- [Written request]: Take the material below and extract the lines from the one with "Generate a single-file" through the one with "The picture is", word for word, without pictures.

- [Working data]:
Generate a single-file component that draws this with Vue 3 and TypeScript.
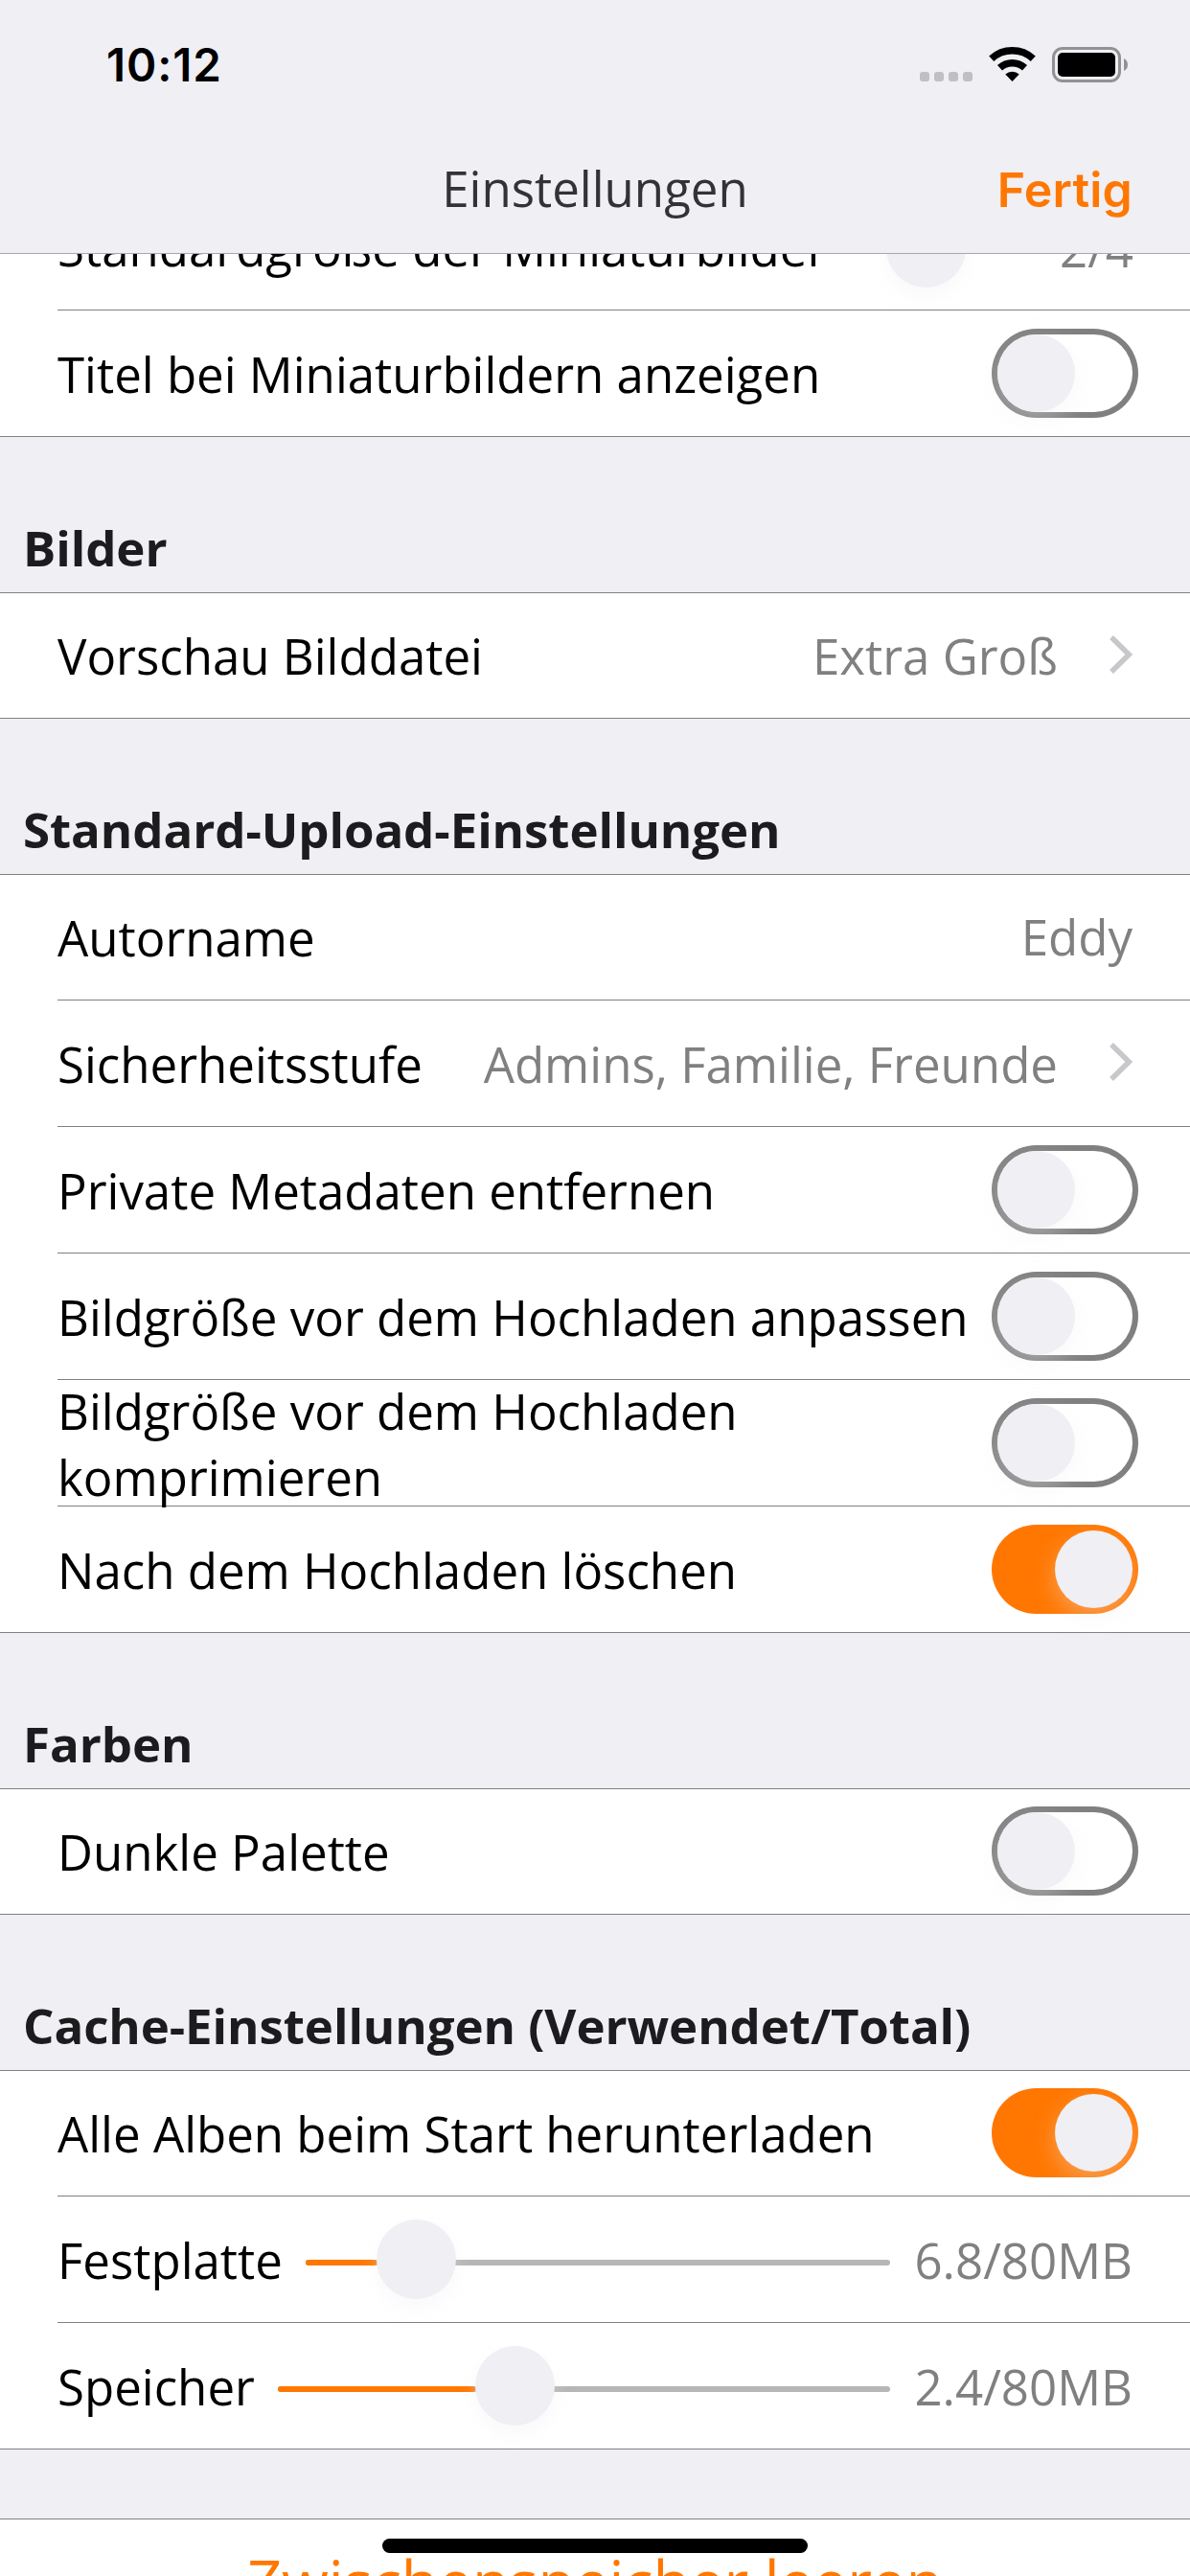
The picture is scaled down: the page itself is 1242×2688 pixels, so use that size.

==

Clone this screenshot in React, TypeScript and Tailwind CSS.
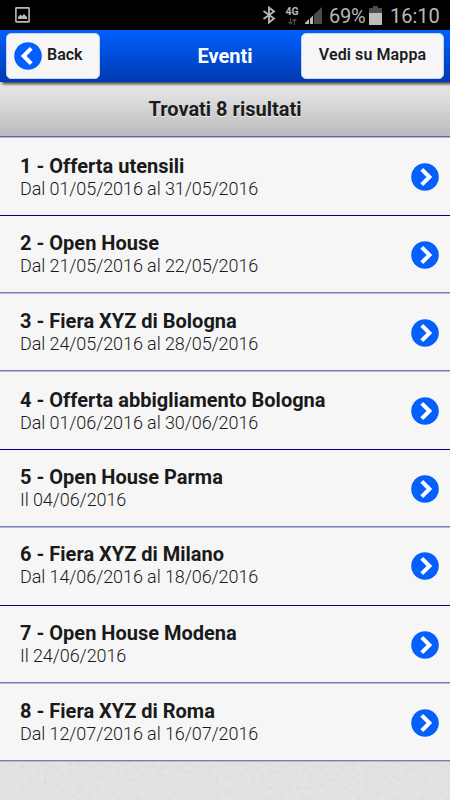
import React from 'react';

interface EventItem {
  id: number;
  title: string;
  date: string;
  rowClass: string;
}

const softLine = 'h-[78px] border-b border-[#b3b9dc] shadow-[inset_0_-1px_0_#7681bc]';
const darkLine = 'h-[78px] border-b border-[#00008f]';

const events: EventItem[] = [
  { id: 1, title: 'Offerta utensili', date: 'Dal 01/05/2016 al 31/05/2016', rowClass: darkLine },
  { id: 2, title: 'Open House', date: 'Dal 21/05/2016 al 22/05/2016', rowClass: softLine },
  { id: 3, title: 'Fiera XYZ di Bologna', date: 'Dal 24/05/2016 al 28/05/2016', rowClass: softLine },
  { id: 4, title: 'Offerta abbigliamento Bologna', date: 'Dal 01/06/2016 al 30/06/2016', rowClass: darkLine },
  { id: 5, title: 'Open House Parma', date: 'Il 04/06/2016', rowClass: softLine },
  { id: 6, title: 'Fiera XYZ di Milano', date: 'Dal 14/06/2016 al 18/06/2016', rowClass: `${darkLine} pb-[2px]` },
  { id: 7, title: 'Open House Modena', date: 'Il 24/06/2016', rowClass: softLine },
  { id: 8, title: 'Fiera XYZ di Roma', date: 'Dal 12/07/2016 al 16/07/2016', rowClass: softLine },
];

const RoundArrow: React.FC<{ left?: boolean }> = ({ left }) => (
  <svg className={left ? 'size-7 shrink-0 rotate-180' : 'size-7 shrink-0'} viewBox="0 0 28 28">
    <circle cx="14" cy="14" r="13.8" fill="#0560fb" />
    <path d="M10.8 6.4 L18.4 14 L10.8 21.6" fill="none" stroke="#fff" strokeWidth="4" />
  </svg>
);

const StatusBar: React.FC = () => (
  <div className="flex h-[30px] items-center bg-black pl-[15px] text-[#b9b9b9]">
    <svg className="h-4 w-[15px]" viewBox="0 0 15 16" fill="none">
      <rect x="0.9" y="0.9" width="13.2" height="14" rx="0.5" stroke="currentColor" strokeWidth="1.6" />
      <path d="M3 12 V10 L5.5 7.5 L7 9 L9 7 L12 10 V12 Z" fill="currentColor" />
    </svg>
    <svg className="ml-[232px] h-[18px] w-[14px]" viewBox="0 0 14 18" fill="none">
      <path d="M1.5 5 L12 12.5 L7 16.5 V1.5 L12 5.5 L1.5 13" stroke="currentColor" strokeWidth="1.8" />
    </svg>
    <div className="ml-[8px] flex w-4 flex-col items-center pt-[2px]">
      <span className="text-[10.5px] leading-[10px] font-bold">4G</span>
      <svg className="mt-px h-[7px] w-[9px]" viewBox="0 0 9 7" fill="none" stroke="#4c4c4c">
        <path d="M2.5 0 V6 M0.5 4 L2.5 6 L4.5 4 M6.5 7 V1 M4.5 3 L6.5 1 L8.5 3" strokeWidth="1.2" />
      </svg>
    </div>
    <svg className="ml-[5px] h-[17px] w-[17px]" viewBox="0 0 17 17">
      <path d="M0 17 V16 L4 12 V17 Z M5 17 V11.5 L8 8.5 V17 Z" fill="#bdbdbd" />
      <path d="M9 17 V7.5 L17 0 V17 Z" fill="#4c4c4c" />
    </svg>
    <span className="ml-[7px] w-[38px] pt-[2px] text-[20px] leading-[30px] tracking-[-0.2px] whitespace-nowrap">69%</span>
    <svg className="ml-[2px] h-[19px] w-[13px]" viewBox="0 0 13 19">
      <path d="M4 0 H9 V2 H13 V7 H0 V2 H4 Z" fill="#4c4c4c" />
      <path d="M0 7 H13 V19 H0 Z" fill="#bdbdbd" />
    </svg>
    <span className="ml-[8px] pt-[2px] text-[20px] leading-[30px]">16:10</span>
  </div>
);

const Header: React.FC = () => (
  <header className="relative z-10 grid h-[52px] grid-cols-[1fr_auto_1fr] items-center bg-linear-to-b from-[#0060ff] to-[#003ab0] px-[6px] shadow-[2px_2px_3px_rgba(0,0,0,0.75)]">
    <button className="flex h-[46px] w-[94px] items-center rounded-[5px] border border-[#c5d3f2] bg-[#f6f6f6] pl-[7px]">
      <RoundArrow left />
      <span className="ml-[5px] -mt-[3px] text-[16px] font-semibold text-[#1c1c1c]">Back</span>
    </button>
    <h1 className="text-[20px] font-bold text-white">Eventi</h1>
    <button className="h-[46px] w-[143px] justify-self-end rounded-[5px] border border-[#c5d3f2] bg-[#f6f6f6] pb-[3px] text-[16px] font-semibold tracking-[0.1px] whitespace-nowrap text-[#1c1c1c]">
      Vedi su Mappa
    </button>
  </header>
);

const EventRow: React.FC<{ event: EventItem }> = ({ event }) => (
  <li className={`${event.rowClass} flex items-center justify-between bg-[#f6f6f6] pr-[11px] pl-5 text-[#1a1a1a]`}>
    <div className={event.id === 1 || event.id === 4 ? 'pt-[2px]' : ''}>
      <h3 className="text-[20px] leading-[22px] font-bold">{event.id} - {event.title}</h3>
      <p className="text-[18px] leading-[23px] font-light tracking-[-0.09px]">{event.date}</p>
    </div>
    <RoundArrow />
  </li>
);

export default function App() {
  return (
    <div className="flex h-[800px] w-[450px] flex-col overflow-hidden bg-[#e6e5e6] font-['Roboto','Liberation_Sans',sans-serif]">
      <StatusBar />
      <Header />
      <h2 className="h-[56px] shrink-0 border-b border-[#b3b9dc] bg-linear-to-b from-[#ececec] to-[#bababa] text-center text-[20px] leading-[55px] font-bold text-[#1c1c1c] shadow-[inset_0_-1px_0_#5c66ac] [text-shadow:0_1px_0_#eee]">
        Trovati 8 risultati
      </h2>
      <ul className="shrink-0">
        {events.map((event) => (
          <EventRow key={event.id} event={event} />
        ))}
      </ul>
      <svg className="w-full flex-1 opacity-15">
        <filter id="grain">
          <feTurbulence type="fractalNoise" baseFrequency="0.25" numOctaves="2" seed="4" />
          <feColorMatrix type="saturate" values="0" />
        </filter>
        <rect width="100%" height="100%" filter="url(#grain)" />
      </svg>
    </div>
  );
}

- [Full output]:
Generate a single-file component that draws this with Vue 3 and TypeScript.
The picture is scaled down: the page itself is 1242×2688 pixels, so use that size.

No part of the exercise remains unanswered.